As it turns out, it isn't the nuanced gameplay and punishing repercussions for failure that made these games great – that element is the baseline, something that should be expected from IPs that want to set themselves apart for their lack of hand-holding and relatively higher levels of difficulty. The trick is to package that gameplay into something that is aesthetically appealing as well.

Take, for instance, the poster child of the hard-to-beat-harder-to-put-down genre of video games in the modern era. The Dark Souls series, as well as weird step-sibling Bloodborne, both pit gamers against hordes of unforgiving monsters in a setting ripped straight out of the Victorian Gothic era. Dungeons are creepy, light comes at a premium, and the drip of water in a cave is as unsettling as the grim knowledge that noise was likely implemented to distract you from an unseen, lurking enemy ready to end your playthrough prematurely. The world of From Software's extremely popular franchise is a perfect setting for the brutal gameplay that follows the character creation screen in each game.
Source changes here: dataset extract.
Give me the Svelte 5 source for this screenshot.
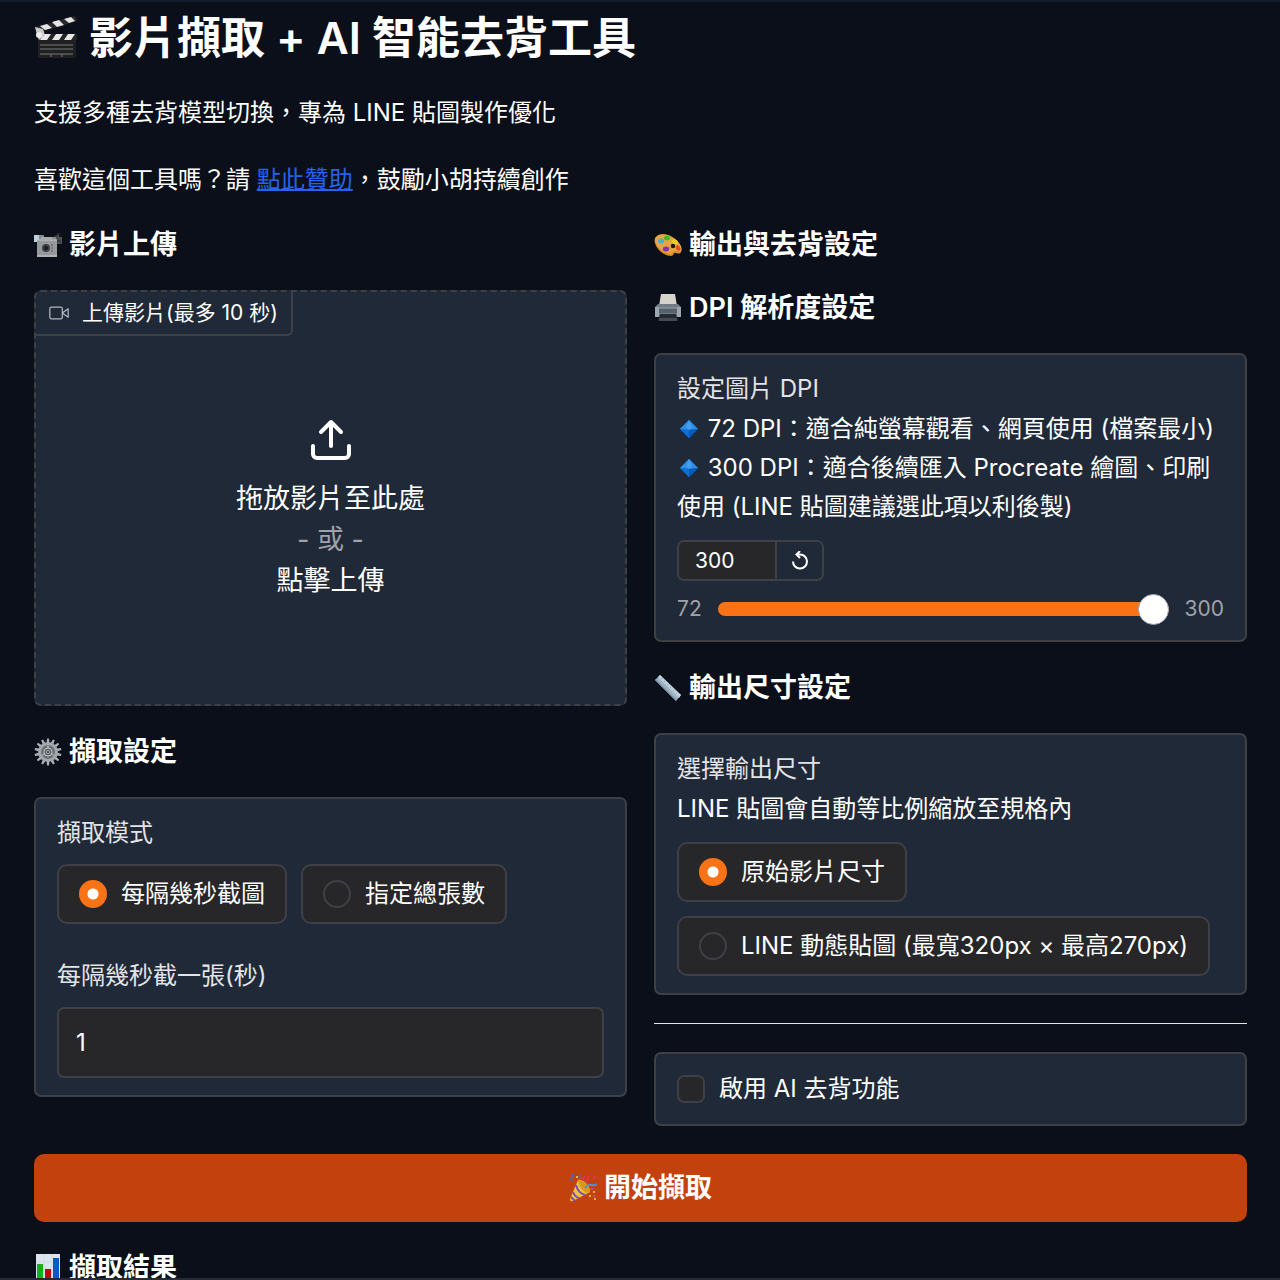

Even in a game like Super Meat Boy, where the graphics are largely two-dimensional and cartoony, the setting simply works. Often times, the challenges in truly difficult games feels like going through the meat grinder, and whenever my poor Meat Boy would find himself splatted against a wall or impaled in a pit of spikes, I'd feel like it was the perfect representation of my own emotions being beaten down by the game's truly beautiful and nefarious level design.

Super Meat Boy captures the essence of how these games push the boundaries of frustration and fun in the industry, and does it while providing gamers with ample physical comedy and sparse dialogue. Evidently, not all games need to have several novels worth of dialogue in order to make their narratives compelling, and, to be quite honest, an entire novel written about Meat Boy would probably read like a mash-up of bad science fiction and a Hamburger Helper recipe. That's the sublime appeal of it, though – successful and meaningfully challenging games like these don't try to be anything more than what they are, framed by a story and visuals that provide a little extra variety and appeal to the already exact science that is their gameplay mechanics.

Even the old NES version of Ninja Gaiden has the aesthetic appeal to push gamers through its notoriously punishing level schemes. Although the graphics are so dated they look like they were created on an old Nokia cellphone, there's something to be said for playing the role of the silent, skilled assassin fighting his way through hordes of enemies in pursuit of justice (and, later, romance as well). It's the kind of game that is synonymous with the kind of nostalgia that has pushed the gaming industry towards making a large quantity of remakes and remasters despite its aged plot and relatively straightforward gameplay.

Ultimately, all of these games also possess the holy grail of game design: detailed and interesting levels that feel different enough from other locations in the same game that there is a real sense of progression, even if that sense stems from a different color background or slightly different looking enemies. After all, there's nothing like playing through a few hours of Dark Souls, beating a boss after, in my case, several hundred tries, and finding the nearest bonfire before shutting a console down for the night. There's a tangible level of satisfaction and progression within the best examples of difficult games that makes slowly grinding away at their increasingly maddening boss fights worthwhile in the end.

While that sense of achievement might have been given a visual representation in the age of trophy hunting in video gaming, the pursuit of it has existed long before then. At the heart of each well-loved and difficult video game is the sense that they were well-designed, featured appealing aesthetics to compliment the gameplay, and were fair. Developers aren't presenting players with insurmountable challenges in these titles, but rather the invitation to develop a skillset that takes time and rewards patience. In an era where the correct length of a video game is always hotly debated, it seems like titles like Dark Souls 3 and Super Meat Boy never really enter that discussion – and there's a good reason for that.